Washington Post, 09.09.2001

von Sarah COHEN

Serie "Lost Children" Teil 1

Im Zeitraum von 1993 bis 2000 starben 229 D.C. Kinder, nachdem sie oder die Familien beim Child Protect System auffällig wurden und das System versagte. 40 Kinder starben, nachdem staatliche Mitarbeiter versäumten, präventive Maßnahmen vorzunehmen und sie in unsichere Familien bzw. Institutionen brachten. Ein solcher Fall ist der von NickiColma Spriggs, die im Alter von 15 Jahren im Hausflur eines Pflegeheims an Thanksgiving 1998 verstirbt.

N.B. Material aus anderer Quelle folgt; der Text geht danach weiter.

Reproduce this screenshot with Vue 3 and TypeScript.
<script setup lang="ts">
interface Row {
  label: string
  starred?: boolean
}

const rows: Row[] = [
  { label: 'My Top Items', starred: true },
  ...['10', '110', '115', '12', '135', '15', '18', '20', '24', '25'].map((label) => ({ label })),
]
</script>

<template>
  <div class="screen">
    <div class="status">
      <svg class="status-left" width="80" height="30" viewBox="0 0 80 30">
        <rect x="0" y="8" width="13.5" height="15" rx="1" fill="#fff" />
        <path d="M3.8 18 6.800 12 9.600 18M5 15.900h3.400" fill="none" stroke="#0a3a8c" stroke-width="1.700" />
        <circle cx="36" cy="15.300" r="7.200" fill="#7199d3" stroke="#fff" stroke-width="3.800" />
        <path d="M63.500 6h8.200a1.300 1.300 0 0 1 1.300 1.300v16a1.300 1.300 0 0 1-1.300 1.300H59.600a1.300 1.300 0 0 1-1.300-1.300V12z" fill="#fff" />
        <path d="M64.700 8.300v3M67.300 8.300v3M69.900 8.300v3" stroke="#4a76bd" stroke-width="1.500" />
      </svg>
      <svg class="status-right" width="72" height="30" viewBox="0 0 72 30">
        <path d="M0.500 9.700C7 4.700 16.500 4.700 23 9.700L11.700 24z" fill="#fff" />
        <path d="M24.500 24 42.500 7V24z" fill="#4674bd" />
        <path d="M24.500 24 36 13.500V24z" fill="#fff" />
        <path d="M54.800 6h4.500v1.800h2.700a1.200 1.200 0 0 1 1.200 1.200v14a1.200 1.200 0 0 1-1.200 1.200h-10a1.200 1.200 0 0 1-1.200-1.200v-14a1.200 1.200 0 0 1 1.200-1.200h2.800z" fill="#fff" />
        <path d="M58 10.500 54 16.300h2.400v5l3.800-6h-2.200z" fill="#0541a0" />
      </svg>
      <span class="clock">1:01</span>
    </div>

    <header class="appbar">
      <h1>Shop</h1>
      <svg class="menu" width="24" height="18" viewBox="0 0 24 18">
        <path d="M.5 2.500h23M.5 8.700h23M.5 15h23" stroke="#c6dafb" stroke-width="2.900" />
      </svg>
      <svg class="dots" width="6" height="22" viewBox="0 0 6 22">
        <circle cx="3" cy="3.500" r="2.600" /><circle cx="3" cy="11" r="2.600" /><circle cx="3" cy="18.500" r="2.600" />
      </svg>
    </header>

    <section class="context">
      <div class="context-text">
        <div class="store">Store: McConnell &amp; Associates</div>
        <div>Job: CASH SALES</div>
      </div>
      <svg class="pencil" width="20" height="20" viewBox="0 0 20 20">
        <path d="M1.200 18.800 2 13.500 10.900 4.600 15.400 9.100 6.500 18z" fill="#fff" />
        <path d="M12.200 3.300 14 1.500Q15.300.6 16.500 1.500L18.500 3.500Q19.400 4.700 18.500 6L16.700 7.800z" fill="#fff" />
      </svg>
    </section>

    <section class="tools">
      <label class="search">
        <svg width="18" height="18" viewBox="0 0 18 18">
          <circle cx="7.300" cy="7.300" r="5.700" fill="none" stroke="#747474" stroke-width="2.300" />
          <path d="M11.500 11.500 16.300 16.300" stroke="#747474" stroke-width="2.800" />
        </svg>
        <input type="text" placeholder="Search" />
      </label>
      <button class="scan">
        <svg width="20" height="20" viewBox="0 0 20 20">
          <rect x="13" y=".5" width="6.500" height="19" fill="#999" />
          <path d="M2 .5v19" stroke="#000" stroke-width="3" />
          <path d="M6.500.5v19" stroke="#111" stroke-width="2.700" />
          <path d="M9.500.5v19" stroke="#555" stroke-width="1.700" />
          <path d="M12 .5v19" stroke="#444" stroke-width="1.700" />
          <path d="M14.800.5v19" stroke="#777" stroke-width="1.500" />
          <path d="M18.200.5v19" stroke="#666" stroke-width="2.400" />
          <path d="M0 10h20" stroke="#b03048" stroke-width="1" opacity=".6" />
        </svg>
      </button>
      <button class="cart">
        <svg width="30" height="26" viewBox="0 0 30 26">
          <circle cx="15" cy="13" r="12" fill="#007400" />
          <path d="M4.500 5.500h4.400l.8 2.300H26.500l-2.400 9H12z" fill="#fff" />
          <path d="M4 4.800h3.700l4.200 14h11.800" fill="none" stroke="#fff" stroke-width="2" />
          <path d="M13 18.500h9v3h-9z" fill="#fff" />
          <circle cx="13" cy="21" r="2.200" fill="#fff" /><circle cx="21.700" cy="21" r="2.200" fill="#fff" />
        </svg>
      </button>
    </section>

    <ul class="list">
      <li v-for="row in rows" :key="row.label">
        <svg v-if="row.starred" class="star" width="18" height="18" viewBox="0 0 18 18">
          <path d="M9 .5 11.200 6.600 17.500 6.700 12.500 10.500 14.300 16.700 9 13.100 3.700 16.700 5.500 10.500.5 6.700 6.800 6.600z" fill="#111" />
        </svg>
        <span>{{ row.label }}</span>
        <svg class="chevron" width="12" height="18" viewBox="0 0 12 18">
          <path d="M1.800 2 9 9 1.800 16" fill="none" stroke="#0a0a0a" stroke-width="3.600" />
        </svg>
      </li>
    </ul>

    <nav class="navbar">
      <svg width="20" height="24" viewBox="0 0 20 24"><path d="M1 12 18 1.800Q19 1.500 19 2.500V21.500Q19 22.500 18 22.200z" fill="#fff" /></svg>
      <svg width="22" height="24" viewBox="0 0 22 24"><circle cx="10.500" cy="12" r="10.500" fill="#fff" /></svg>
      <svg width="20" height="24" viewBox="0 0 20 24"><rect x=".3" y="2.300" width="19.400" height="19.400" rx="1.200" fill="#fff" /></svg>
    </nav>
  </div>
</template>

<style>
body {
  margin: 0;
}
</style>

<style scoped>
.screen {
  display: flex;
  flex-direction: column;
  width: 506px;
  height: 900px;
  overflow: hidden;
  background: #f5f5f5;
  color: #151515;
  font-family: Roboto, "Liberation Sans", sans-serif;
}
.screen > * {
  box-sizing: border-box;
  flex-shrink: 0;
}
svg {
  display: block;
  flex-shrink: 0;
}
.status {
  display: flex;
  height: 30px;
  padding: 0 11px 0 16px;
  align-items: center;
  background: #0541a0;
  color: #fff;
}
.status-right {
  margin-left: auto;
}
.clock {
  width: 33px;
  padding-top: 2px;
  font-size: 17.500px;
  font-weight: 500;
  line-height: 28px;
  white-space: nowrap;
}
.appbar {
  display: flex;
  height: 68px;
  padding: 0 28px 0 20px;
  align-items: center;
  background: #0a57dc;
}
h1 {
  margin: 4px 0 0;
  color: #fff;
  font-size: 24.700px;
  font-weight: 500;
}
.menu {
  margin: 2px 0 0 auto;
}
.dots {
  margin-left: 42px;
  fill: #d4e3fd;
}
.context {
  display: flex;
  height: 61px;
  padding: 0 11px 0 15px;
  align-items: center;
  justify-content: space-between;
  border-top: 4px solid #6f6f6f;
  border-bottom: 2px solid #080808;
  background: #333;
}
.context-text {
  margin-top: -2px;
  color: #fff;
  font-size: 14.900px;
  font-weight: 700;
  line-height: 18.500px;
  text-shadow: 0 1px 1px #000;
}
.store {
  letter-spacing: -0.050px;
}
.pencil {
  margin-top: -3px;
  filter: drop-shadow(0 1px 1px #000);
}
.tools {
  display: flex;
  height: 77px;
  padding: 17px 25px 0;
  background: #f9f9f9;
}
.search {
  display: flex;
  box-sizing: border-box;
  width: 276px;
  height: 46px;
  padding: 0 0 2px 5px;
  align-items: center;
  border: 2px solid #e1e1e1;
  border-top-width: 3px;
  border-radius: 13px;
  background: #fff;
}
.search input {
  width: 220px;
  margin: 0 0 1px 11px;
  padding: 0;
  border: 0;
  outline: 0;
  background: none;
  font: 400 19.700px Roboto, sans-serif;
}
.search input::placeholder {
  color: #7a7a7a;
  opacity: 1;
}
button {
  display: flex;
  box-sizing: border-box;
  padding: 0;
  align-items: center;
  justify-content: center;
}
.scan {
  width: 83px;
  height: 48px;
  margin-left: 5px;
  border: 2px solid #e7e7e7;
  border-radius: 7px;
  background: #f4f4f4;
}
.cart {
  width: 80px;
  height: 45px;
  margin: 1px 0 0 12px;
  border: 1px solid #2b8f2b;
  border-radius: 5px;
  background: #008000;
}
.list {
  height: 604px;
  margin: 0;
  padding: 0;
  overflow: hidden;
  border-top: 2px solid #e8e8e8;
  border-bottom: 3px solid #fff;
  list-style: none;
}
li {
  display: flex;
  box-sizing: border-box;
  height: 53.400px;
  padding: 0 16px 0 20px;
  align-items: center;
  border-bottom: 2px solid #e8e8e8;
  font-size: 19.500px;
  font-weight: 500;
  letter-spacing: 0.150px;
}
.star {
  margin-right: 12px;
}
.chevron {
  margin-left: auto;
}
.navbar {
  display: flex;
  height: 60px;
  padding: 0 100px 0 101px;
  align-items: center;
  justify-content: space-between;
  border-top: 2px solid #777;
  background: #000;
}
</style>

Ihre Leidensgeschichte beginnt 1990, als Nicki von Sozialarbeitern in Obhut genommen wird, weil ihre Mutter sie vernachlässigt. Das Mädchen ist geistig zurückgeblieben, kann nicht sprechen, nicht gehen, nicht alleine essen. Aufgrund der Behinderung lässt sich Nicki schlecht vermitteln und kommt schließlich in das Harbor Healthcare and Rehabilitation Center in Lewes. Die Zustände im Heim sind jedoch schlecht. Nicki wird auch hier nicht ausreichend verpflegt. Besuche von Sozialarbeitern, die offiziell das Mädchen betreuen und ihre Situation ändern könnten, bleiben aus. Keiner scheint sich für Nicki zu interessieren.

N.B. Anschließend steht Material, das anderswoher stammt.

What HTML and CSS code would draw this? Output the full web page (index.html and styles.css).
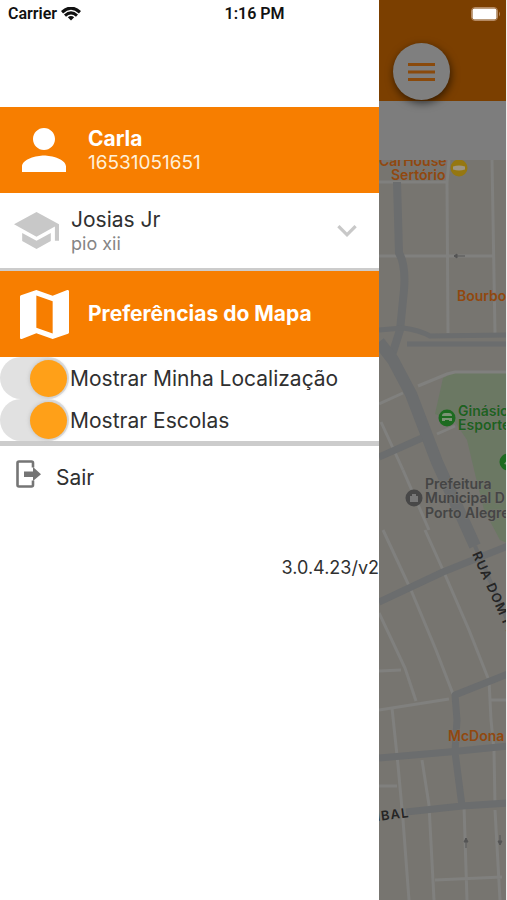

Am 11. Juni 1997 inspiziert ein Team der Pflegeheim-Behörde das Heim und hält die schlechten Zustände in einem 59 Seiten langen Bericht fest. Delwares Director of Public Health versucht jedoch die Tatsachen zu vertuschen und löscht 22 Seiten des Berichts, in denen die Misshandlungen der Patienten geschildert werden. Die Vertuschung missglückt und die vermeintlich gelöschten Seiten erregen großes Aufsehen in den Medien in Delaware. Erst jetzt bekommt auch Nickis Fall Aufmerksamkeit. Nachforschungen werden angestellt, Untersuchungsberichte durchforscht und die verantwortlichen Sozialarbeiter herangezogen – keiner will etwas gewusst haben.

Nickis Fall wird zur Priorität bei den Child and Family Services – dem Mädchen soll nun geholfen werden. Ärzte kommen zur Begutachtung und ordnen eine lebensnotwendige Rückenoperation an. Doch auch die zieht sich ewig hin und wird letztlich für den 2. Dezember 1998 angesetzt. Für Nicki ist die Hilfe zu spät. Sie verstirbt sechs Tage vor dem Operationstermin.

Mitarbeiter und Zuständige geben hinterher an, von nichts gewusst zu haben oder verweigern eine Stellungnahme. Das Pflegeheim reagiert mit der Schließung des Kindertraktes.